» **Stated task**:
Reproduce all lines of the listing below in which the word "React" occurs.

================================

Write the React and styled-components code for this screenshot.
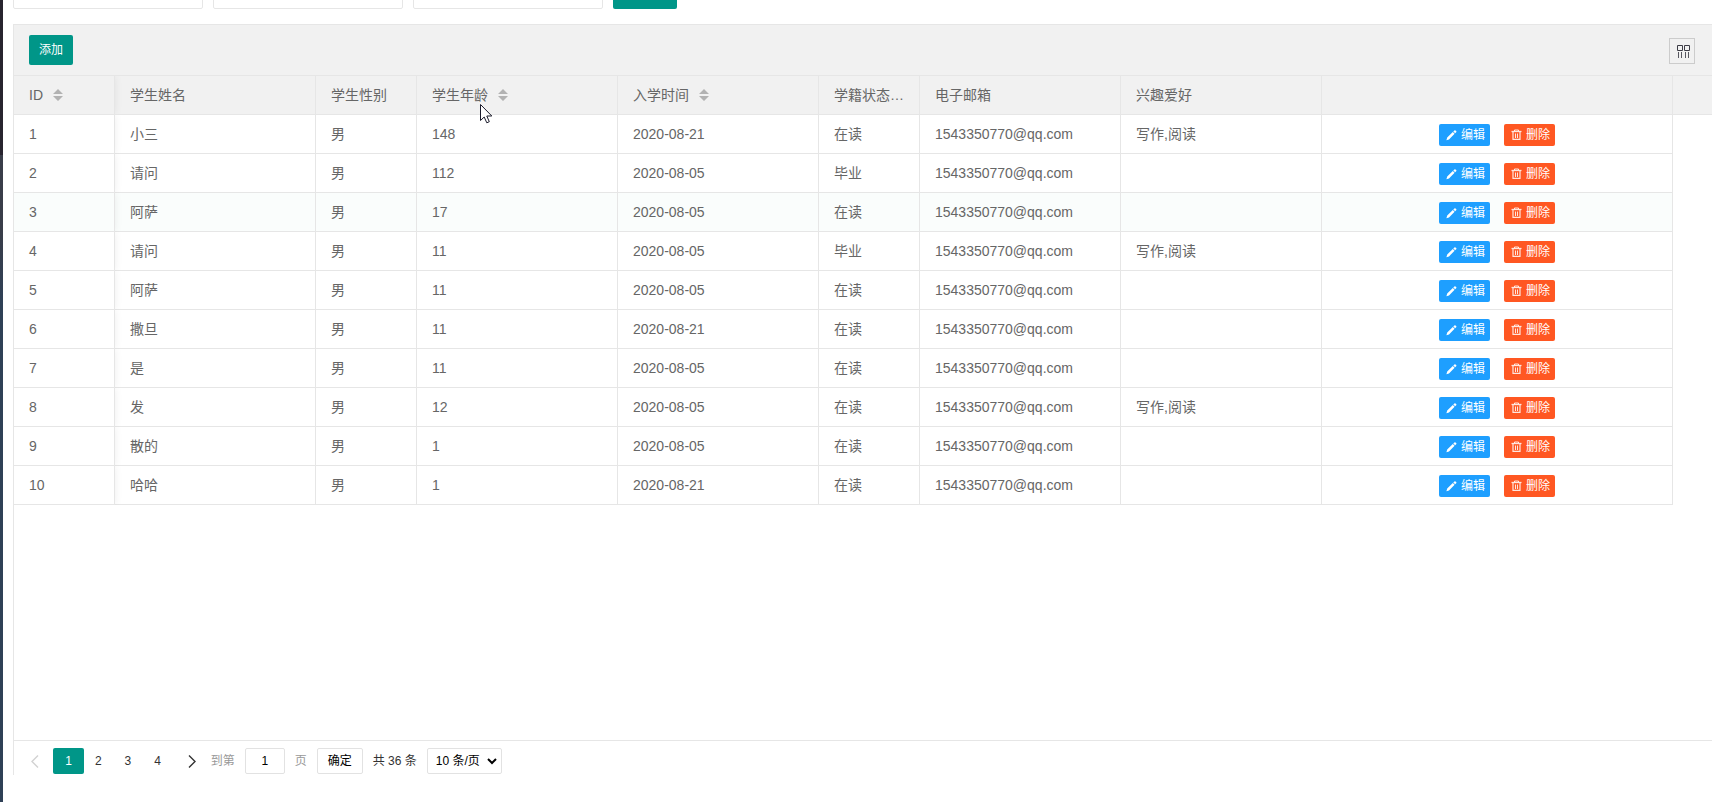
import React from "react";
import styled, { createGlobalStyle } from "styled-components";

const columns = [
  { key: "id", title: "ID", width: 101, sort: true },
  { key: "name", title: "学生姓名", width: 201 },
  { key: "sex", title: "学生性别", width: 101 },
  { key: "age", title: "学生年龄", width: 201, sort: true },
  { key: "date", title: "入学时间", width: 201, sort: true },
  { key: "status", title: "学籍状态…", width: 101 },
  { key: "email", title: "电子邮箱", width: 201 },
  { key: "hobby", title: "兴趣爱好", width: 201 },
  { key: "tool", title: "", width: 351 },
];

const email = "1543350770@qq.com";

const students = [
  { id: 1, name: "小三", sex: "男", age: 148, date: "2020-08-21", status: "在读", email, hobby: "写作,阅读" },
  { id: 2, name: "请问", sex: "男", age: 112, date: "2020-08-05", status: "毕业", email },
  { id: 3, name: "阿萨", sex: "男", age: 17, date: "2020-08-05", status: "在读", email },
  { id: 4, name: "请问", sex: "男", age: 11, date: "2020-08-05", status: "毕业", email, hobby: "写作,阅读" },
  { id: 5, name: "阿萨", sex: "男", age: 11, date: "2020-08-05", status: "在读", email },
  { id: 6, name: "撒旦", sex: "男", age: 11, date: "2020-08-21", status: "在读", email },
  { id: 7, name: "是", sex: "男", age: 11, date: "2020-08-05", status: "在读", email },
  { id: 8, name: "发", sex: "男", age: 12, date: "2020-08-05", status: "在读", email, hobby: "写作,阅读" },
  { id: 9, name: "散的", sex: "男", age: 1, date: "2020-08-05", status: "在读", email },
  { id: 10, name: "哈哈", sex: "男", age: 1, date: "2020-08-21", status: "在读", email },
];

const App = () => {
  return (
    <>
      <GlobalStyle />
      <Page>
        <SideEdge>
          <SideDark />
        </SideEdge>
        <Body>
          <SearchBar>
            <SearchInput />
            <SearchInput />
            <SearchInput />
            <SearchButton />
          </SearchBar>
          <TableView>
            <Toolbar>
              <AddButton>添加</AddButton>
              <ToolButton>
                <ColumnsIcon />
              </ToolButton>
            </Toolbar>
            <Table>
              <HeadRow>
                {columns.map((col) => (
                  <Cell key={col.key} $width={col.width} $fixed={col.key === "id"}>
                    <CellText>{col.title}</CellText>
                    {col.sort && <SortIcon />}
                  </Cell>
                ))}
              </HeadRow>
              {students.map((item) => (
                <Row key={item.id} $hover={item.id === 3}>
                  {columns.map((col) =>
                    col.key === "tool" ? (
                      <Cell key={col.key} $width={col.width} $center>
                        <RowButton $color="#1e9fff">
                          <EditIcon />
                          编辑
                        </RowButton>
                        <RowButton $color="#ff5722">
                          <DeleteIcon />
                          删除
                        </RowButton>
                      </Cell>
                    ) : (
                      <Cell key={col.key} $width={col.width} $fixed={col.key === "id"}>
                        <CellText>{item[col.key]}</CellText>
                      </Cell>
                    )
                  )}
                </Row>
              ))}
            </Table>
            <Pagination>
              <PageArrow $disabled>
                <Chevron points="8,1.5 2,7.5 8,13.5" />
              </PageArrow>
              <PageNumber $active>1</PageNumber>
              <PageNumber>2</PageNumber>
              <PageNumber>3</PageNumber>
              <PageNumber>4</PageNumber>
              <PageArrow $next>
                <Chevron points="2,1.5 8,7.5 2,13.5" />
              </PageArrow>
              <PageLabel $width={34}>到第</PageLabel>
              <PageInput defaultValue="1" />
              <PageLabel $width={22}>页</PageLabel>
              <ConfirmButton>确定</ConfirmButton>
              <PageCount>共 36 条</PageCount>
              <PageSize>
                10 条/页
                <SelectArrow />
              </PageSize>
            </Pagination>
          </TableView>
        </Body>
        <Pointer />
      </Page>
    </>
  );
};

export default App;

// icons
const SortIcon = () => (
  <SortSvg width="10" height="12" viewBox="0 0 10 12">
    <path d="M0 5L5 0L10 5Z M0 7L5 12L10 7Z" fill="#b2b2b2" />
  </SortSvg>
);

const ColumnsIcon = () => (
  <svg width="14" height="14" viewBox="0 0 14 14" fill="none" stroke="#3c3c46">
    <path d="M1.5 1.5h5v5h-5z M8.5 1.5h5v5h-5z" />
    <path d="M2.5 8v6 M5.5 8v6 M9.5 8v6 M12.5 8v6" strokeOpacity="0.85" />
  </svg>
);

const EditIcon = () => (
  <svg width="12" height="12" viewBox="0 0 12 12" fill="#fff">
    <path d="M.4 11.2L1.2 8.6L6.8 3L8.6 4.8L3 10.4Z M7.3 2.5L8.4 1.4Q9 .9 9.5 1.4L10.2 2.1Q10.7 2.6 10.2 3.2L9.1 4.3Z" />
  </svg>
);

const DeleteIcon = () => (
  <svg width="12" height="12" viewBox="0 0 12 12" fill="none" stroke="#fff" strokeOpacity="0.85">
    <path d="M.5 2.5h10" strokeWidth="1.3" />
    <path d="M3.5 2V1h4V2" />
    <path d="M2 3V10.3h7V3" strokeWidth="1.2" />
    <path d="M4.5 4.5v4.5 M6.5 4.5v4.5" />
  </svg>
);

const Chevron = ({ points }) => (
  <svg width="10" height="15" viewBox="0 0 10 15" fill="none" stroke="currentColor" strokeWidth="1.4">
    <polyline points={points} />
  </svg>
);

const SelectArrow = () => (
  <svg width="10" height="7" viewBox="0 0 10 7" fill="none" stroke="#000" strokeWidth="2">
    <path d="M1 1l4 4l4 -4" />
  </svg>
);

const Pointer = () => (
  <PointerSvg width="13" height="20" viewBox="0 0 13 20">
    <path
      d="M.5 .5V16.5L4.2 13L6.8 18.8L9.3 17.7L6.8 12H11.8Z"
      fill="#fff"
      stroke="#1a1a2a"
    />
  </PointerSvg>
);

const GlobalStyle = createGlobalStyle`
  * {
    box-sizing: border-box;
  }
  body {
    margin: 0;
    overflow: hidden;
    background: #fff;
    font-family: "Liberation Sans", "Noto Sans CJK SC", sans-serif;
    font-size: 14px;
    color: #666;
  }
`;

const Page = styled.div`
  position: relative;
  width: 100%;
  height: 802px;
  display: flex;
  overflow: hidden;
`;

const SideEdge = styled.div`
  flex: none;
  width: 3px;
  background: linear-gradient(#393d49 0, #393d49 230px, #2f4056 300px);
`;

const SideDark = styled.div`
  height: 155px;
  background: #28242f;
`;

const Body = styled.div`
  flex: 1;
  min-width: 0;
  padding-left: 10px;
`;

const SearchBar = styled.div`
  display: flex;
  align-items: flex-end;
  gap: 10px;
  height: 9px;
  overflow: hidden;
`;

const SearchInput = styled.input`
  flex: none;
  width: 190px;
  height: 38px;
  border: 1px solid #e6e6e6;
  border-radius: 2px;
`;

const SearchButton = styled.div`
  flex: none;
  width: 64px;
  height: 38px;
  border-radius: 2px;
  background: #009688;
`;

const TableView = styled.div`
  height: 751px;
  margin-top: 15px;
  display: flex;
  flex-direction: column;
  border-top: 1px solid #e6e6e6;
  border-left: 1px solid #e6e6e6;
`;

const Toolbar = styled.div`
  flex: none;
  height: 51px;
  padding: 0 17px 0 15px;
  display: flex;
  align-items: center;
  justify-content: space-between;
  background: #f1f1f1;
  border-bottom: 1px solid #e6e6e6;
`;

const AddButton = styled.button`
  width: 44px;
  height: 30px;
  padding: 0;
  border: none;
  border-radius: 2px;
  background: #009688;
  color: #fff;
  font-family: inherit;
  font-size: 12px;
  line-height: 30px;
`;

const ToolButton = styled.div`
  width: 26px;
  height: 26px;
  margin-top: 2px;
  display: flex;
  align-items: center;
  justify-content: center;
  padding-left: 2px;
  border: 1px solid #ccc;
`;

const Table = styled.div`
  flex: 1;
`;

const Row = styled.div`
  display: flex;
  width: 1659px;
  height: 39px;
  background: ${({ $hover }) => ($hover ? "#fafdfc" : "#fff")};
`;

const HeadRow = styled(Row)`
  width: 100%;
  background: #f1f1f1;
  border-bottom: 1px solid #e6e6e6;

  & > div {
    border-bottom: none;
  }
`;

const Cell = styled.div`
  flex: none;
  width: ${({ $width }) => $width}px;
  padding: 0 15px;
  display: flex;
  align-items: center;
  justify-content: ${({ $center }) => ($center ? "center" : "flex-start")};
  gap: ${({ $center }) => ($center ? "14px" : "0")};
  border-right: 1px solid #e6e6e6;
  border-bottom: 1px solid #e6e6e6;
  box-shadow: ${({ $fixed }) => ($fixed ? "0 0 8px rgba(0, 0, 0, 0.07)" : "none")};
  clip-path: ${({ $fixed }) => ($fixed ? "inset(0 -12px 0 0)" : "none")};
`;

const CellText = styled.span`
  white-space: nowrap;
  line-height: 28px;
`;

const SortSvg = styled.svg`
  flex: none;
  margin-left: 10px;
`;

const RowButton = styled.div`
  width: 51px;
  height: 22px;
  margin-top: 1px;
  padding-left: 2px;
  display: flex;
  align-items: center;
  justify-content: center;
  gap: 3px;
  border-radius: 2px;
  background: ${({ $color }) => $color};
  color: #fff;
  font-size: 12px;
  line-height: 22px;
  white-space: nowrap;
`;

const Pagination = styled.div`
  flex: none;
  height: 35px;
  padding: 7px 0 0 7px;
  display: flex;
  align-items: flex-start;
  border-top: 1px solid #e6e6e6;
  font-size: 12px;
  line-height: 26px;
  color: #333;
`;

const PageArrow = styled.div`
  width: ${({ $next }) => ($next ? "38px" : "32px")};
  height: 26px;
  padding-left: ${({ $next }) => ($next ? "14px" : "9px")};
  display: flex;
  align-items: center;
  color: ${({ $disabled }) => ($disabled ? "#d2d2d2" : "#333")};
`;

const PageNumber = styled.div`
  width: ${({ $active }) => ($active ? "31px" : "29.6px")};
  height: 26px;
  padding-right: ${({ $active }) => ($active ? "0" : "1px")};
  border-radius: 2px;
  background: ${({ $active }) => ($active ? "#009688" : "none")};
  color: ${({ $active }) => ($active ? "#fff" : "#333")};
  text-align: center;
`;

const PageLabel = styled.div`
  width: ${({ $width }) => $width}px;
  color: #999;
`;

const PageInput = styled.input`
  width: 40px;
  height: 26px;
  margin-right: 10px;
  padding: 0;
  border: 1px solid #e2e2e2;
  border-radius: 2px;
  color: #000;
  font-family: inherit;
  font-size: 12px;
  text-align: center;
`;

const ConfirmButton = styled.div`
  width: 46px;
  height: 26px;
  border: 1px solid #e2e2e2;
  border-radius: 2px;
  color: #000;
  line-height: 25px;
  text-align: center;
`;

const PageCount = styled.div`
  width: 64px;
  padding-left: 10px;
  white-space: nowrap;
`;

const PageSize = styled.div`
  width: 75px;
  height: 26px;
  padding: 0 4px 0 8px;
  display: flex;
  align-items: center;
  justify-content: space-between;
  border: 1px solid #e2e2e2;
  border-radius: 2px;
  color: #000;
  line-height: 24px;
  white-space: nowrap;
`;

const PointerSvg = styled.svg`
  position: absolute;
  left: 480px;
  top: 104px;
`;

================================

» **The response**:
Write the React and styled-components code for this screenshot.
import React from "react";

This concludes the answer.